Tire research for bicyclists have done to death the impact of additional rotating mass (e.g. Wired even had an article, and that article is newer than the research - I can find a link if I have to, but it's not a good use of my time). Generally speaking, the mathematicians approximate that the weight of the tire is the equivalent of 1-2x the weight on the frame - that is, at worst a tire that's 1 lb heavier is the equivalent of riding a frame that's 2 lbs heavier. That also applies to cars.

So looking at that potential equivalent weight savings of 2.5 lbs total across those tires, doubling it to 5 lbs savings if we're considering the not-that-accepted-but-acknowledged-as-possibly-true 2x factor.

But OP is a 200 lb rider. Hydration alone will account for 1-2 lb weight fluctuation. The difference between my heavy "winter" and my light "summer" gear is 3 lbs.

Unless you're a superlight rider, the savings from having 2.5" tires instead of a 2.75" tire is unlikely to add up to more than losing some weight. Now, if you're like DaBinChe, who has shared some of this data and apparently weighs something like 120 lbs, then I'll say... you probably should consider it. But that's also well within the tire's load rating.
 

Happy Campa

Member
Joined
May 3, 2023
Messages
63
I figured someone might make a statement about weight; the other is gearing affecting tire rollout (gearing is solved with an aftermarket sprocket).

There's been some looking into the weight of tires before. The 2.5x17's that I've looked up in the past are somewhere in the range of 4.5 lb to 5.0 lb. The 2.75's are in the range of 5.2lb to 6 lb. There's also a fairly decent amount of variation in actual tire weights with motorcycles, particularly off road tires. The generalized comparison case here would be SR244's vs. SR241's (since a 2.75" SR244 doesn't exist), which would be 4.9 lb vs. 5.9 lb (delta of 1 lb)

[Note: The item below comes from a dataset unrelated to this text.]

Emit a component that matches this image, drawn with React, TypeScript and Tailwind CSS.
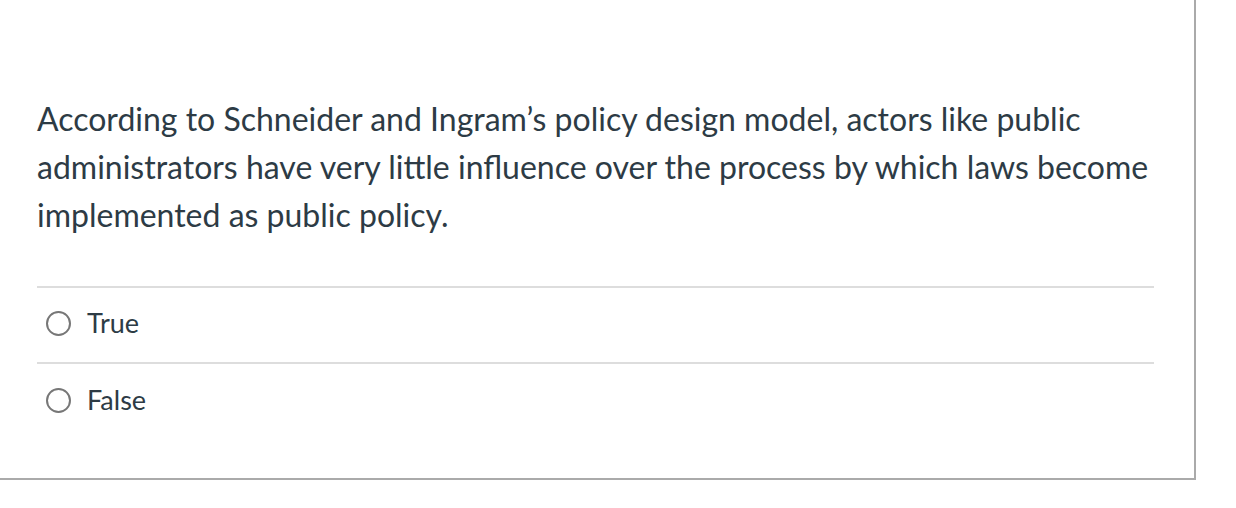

It's also worth remembering remember that the wheel is the sum of all its parts. I have a JTR sprocket here that's almost the same size as the OEM one, and it's 2 lbs heavier than the OEM sprocket. Additionally, the OEM 2.75" inner tubes are 3 oz lighter than the double tough tubes in the 2.25-2.5" size. So the rotational mass will depend on the sprockets and the inner tubes as well, assuming we're all using roughly the same wheels.

Tire research for bicyclists have done to death the impact of additional rotating mass (e.g. Wired even had an article, and that article is newer than the research - I can find a link if I have to, but it's not a good use of my time). Generally speaking, the mathematicians approximate that the weight of the tire is the equivalent of 1-2x the weight on the frame - that is, at worst a tire that's 1 lb heavier is the equivalent of riding a frame that's 2 lbs heavier. That also applies to cars.

So looking at that potential equivalent weight savings of 2.5 lbs total across those tires, doubling it to 5 lbs savings if we're considering the not-that-accepted-but-acknowledged-as-possibly-true 2x factor.

But OP is a 200 lb rider. Hydration alone will account for 1-2 lb weight fluctuation. The difference between my heavy "winter" and my light "summer" gear is 3 lbs.

Unless you're a superlight rider, the savings from having 2.5" tires instead of a 2.75" tire is unlikely to add up to more than losing some weight. Now, if you're like DaBinChe, who has shared some of this data and apparently weighs something like 120 lbs, then I'll say... you probably should consider it. But that's also well within the tire's load rating.
I love nerding out on stuff like this.